Enrico Armas: a question about art that remains open
Maria Elena Ramos

Visiting this Enrico Armas   exhibition is, in a certain way, an invitation to put aside some prejudices. Are we coming to a sculpture, graphic or photography exhibition? Does Armas work figurative sculpture? Does he produce a "poor" sculpturing art? Is he a conceptual sculptor, if that can be said? Is he, finally, "a sculptor"?

Based on the above –or without any base, as the artist would certainly seek- we enter a place where the axis is the heterogeneous and multiple character, and where, with no precise references, we can transit freely among some ideas that have fostered the art during the 20th century.

But, what does Enrico want to tell us -except that it is difficult, for him and for everybody, to have any base?

Enrico prints on already printed catalogs. He modifies their design. The previously written words, being the same, are not themselves anymore -they become both supportive and graphical. We can read them only in fragments. Not-reading is already a form of reading.

He rips papers. He superimposes color papers, and hence, he superimposes colors. He transforms them into transparencies.
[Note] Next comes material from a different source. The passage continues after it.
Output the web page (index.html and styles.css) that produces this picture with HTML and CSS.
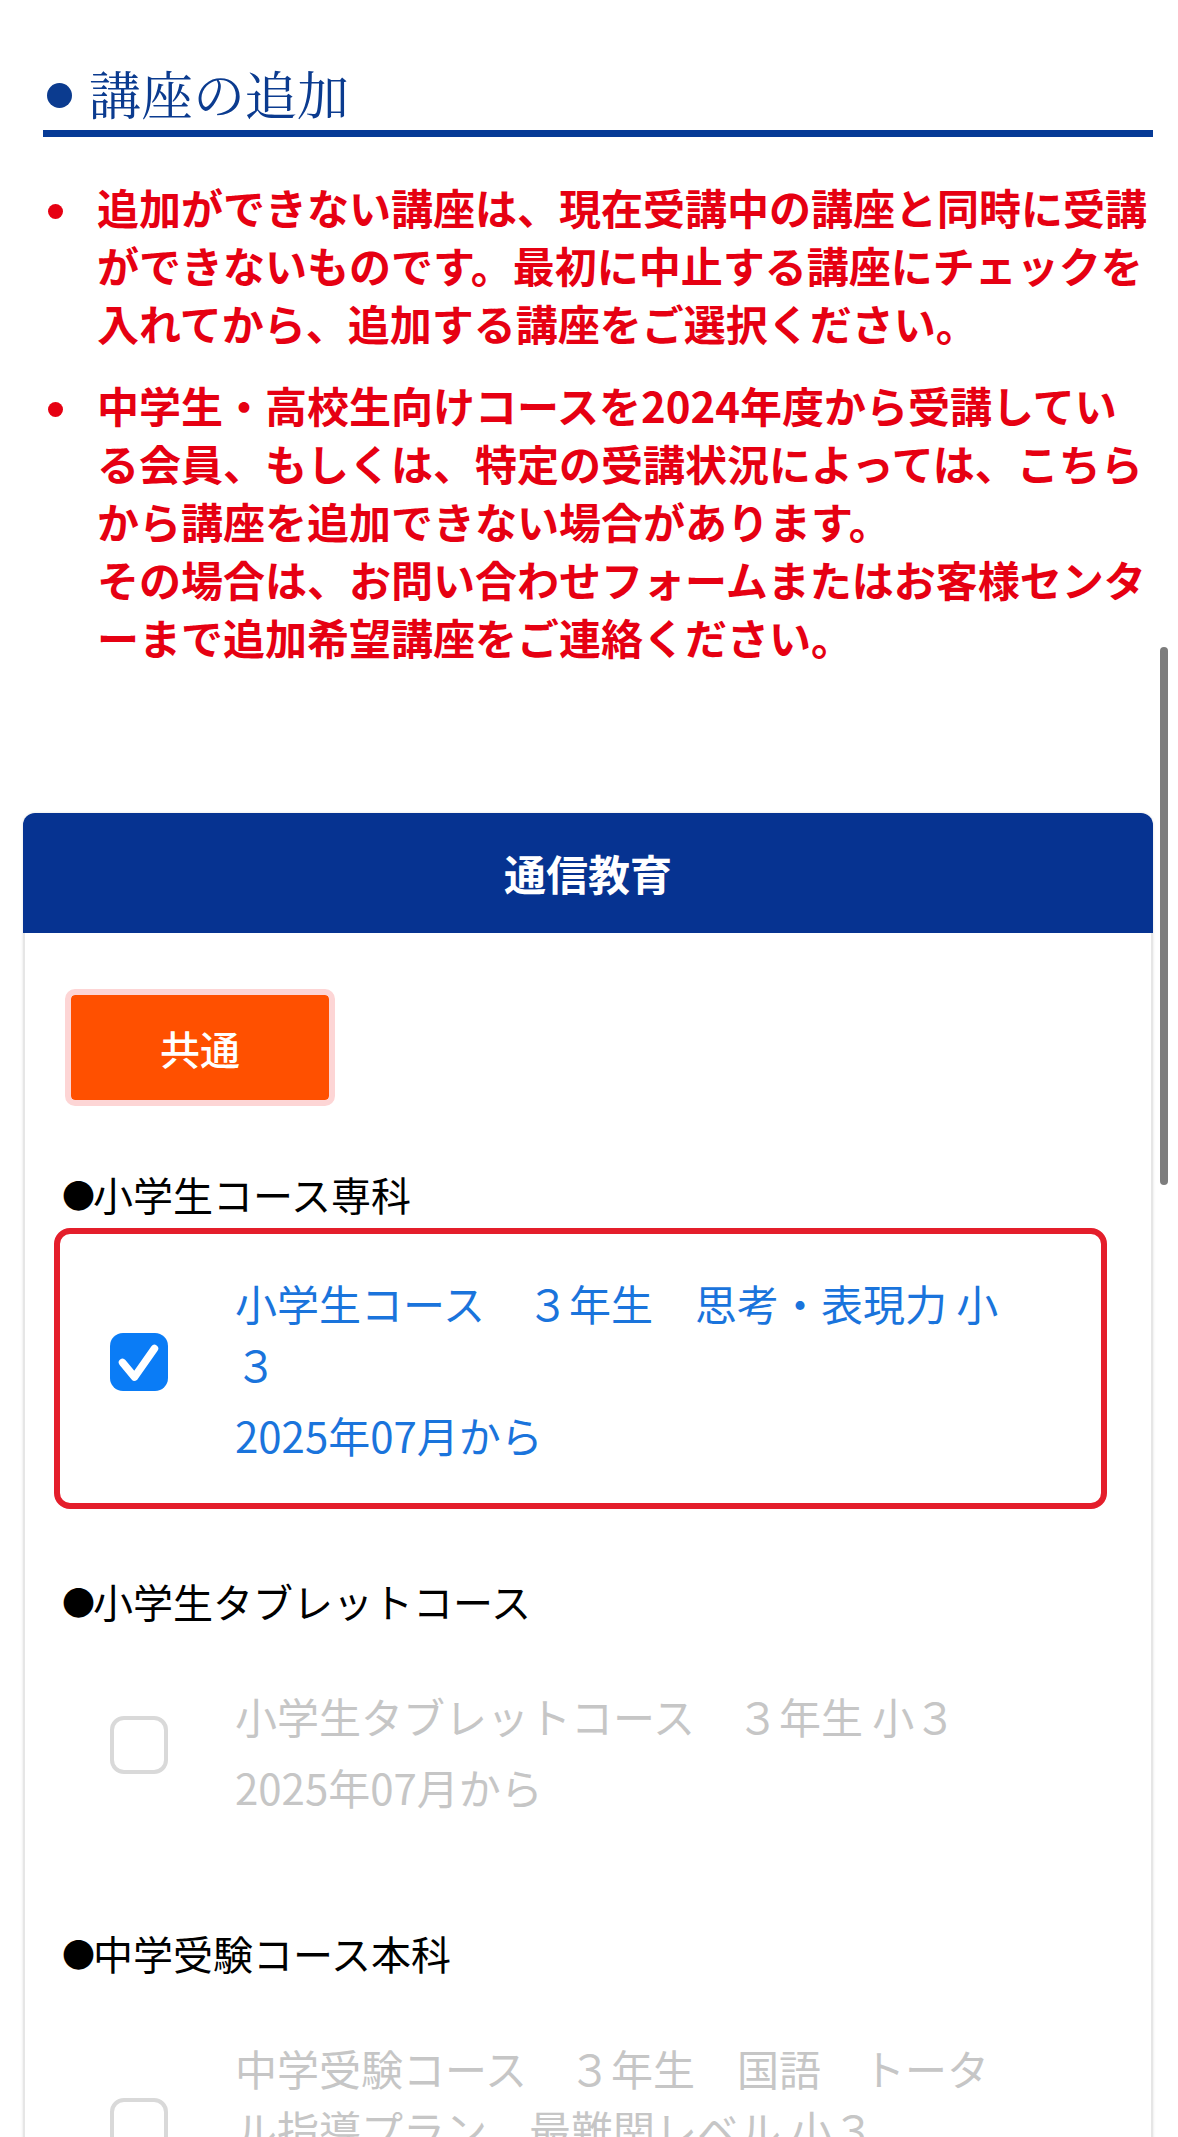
FILE: index.html
```html
<!DOCTYPE html>
<html lang="ja">
<head>
<meta charset="utf-8">
<title>講座の追加</title>
<link rel="stylesheet" href="styles.css">
</head>
<body>
<main class="page">
  <h2 class="sec-title">講座の追加</h2>
  <ul class="notes">
    <li class="note"><span class="note-text">追加ができない講座は、現在受講中の講座と同時に受講ができないものです。最初に中止する講座にチェックを入れてから、追加する講座をご選択ください。</span></li>
    <li class="note"><span class="note-text">中学生・高校生向けコースを2024年度から受講している会員、もしくは、特定の受講状況によっては、こちらから講座を追加できない場合があります。<br>その場合は、お問い合わせフォームまたはお客様センターまで追加希望講座をご連絡ください。</span></li>
  </ul>

  <section class="card">
    <div class="card-head">通信教育</div>
    <div class="card-body">
      <button class="tab" type="button">共通</button>

      <div class="group">
        <p class="group-label"><span class="mark">●</span>小学生コース専科</p>
        <label class="course is-checked">
          <span class="box">
            <svg viewBox="0 0 58 58" width="58" height="58" aria-hidden="true">
              <rect x="0" y="0" width="58" height="58" rx="13" fill="#0a7cf6"/>
              <path d="M12.5 29.5 L24.5 44 L44.5 15.5" fill="none" stroke="#fff" stroke-width="7.5" stroke-linecap="round" stroke-linejoin="round"/>
            </svg>
          </span>
          <span class="course-text">
            <span class="course-name">小学生コース　３年生　思考・表現力 小３</span>
            <span class="course-date">2025年07月から</span>
          </span>
        </label>
      </div>

      <div class="group">
        <p class="group-label"><span class="mark">●</span>小学生タブレットコース</p>
        <label class="course is-disabled">
          <span class="box box-empty"></span>
          <span class="course-text">
            <span class="course-name">小学生タブレットコース　３年生 小３</span>
            <span class="course-date">2025年07月から</span>
          </span>
        </label>
      </div>

      <div class="group">
        <p class="group-label"><span class="mark">●</span>中学受験コース本科</p>
        <label class="course is-disabled">
          <span class="box box-empty"></span>
          <span class="course-text">
            <span class="course-name">中学受験コース　３年生　国語　トータル指導プラン　最難関レベル 小３</span>
            <span class="course-date">2025年07月から</span>
          </span>
        </label>
      </div>
    </div>
  </section>
</main>
<div class="scroll-indicator" aria-hidden="true"></div>
</body>
</html>
```

FILE: styles.css
```css
html, body {
  margin: 0;
  padding: 0;
  background: #ffffff;
}

body {
  font-family: "Noto Sans CJK JP", "Noto Sans", sans-serif;
  color: #000;
  line-break: normal;
}

.page {
  padding: 63px 25px 80px 23px;
}

/* ---- section title ---- */
.sec-title {
  display: flex;
  align-items: center;
  margin: 0 0 0 20px;
  padding: 0 0 7px 0;
  height: 60px;
  font-family: "Noto Serif CJK JP", "Noto Serif JP", "IPAMincho", "Liberation Serif", "Noto Sans CJK JP", serif;
  font-weight: 400;
  font-size: 52px;
  line-height: 60px;
  color: #0b3b8f;
  border-bottom: 7px solid #063a96;
}

.sec-title::before {
  content: "";
  width: 25px;
  height: 25px;
  border-radius: 50%;
  background: #0b3b8f;
  margin: 4px 17px 0 4px;
  flex: none;
}

/* ---- red notes ---- */
.notes {
  list-style: none;
  margin: 41px 0 0 0;
  padding: 0;
}

.note {
  display: flex;
  align-items: flex-start;
  color: #e60012;
  font-weight: 700;
  font-size: 42px;
  line-height: 58px;
}

.note + .note {
  margin-top: 24px;
}

.note::before {
  content: "";
  flex: none;
  width: 15px;
  height: 15px;
  border-radius: 50%;
  background: #e60012;
  margin: 26px 34px 0 25px;
}

.note-text {
  width: 1052px;
}

/* ---- card ---- */
.card {
  margin-top: 147px;
  border-radius: 12px 12px 0 0;
  box-shadow: 0 0 3px rgba(0, 0, 0, 0.12);
}

.card-head {
  height: 120px;
  line-height: 120px;
  background: #063391;
  color: #fff;
  text-align: center;
  font-size: 42px;
  font-weight: 700;
  border-radius: 12px 12px 0 0;
}

.card-body {
  border-left: 2px solid #e6e6e6;
  border-right: 2px solid #e6e6e6;
  padding: 56px 44px 60px 29px;
}

.tab {
  display: block;
  margin: 0 0 58px 11px;
  width: 270px;
  height: 117px;
  box-sizing: border-box;
  border: 6px solid #fdd5d5;
  border-radius: 10px;
  background: #ff5000;
  background-clip: padding-box;
  color: #fff;
  font-family: "Noto Sans CJK JP", sans-serif;
  font-size: 40px;
  font-weight: 500;
  padding: 0;
  cursor: pointer;
}

.group + .group {
  margin-top: 62px;
}

.group-label {
  margin: 0 0 4px 11px;
  font-size: 40px;
  line-height: 60px;
  font-weight: 400;
  color: #000;
}

.mark {
  display: inline-block;
  font-size: 33px;
  width: 28px;
  vertical-align: 3px;
  letter-spacing: 0;
  text-indent: -3px;
}

/* ---- course item ---- */
.course {
  display: flex;
  align-items: center;
  border: 6px solid transparent;
  border-radius: 16px;
  padding: 38px 81px 38px 50px;
  cursor: pointer;
}

.course.is-checked {
  border-color: #e41e2b;
}

.course.is-disabled {
  padding-top: 44px;
}

.box {
  flex: none;
  width: 58px;
  height: 58px;
  margin: 0 67px 13px 0;
  box-sizing: border-box;
}

.box svg {
  display: block;
}

.box-empty {
  border: 4px solid #d9d9d9;
  border-radius: 14px;
  background: #fff;
}

.course-text {
  display: flex;
  flex-direction: column;
  width: 785px;
  font-size: 42px;
  line-height: 61px;
  color: #1a74dc;
}

.course.is-disabled .course-text {
  color: #c6c6c6;
}

.course-date {
  margin-top: 10px;
}

/* iOS style scroll indicator overlay */
.scroll-indicator {
  position: fixed;
  top: 647px;
  right: 10px;
  width: 8px;
  height: 538px;
  border-radius: 4px;
  background: #7d7d7d;
}
```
He converts solid and three-dimensional gloves into plain gloves. The drinking cups become forms that look like triangles. Gloves and cups, real objects of use in the workshop, will be the transformed objects. Artistic shapes, now printed. The art takes possession of the objects -and of the beings- and reinvents them.

Enrico realizes, later, that he repeats certain basic forms. The letter K, the number 1. What do they say? Or, we’d better wonder, do they actually say anything? The number 1 could be the small bronze sculpture or the huge color plan. We can also find in the "1" a meaning of beginning. Some meaning. But this could be as well a false clue, the number that orders nothing. The beginning that starts nothing. The shape that, simply as a shape, is delightful.

He opens the geometric shapes, and the square. And the bands -that could have given any idea of an order, of a regularity, of a start (another false clue)- get broken with the randomness at the serigraphy workshop.

The spots float there, briefly reminding of Jackson Pollock’s dripping technique, the abstract expressionism and the print of the artist’s gesture that throws the paint on the canvas, dripping.

Enrico takes pictures. Close up of the stones. Normal angle of the stones. Wide angle of the stones. Panoramic view of the stones. That way he obliges our eye to get closer and to get farther, even if we are sure that we haven’t varied our distance with every picture. ¿An ecological mural, or just the picture as another medium required by the artist?

The principal figure, if there is any in this presentation, is The Medium. While for the classic artist or in general for an academic art done before this century, the medium, the material, determined the shape and the artist’s attitude, and if by dominating such medium converted the artist into "a specialist", and if in many cases the medium became a goal itself, in this exhibition the medium is not the one of the specialist, but is multiple –because it is scarcely a medium, one, and another, and another one: photo, steel bars or ripped paper; engraved or sculpture, media that serve as Media to tell us something.

The contemporary artist –marked by an art that gives the Concept a preponderant place and that says that the media and the materials are only the consequence of what the Concept needs to communicate- usually uses the drawing, the photography, the written word, the number or the object found in the street or in nature, to which through the concept gives artistic character. It would be interesting to wonder whether a sculptor, creator of forms beginning from the material, lover of its textures and sensuality, lover of the object, of the corporeal and its appearances, can, without contradicting himself, act impelled by such conceptual vision. Interestingly enough such a question arises in the case of Enrico Armas, that seems marked by both relationships.

The heterogeneous sculpture, the multiple medium, seems to be the way Enrico decides for: the call of the material and its textures will attract him to create the volumes, the traditional figurative forms, the warmth of the bronze, and the porousness of the cement block, the straight angles of said blocks or the endless path of the wire line that builds three-dimensional shapes, circumvolutions and tangles that will be hung. This call of the material will take him to look for subtleties, complexities and changes for the hand that touches fine and thick wires, it will lead him to produce appearances of spheres or cylinders, the joy of the shape by creating what’s heavy, fixed, solid, or what on the contrary is open, light, and lets in the space and what is visible.

However, conceptually, Enrico seems to become moderate, limiting the "danger" of his total surrender to the material, to the sensuality and external appearance of the form. He won’t be able to stop too long on the texture of the bronze nor will he become a specialist. He can’t pursue until the end the cleanness of the plan in a serigraphy. The imperfection, the non-specialization, is the "optimum state" of such way of creating.

An exhibition like this shows us what is retrospective and what is simultaneous. The complete forms and the doubts. He plays to the securities, the relativities and the false clues. He proposes many open roads and many possible continuations for the future. Is the presentation of a non-lineal, non-predictable process. A permanent question about art and life. In other words, this exhibition resembles Enrico a lot, open to the moment, experimenting, nothing fixed. Afraid of the definitive. A doubting searcher. A changing one.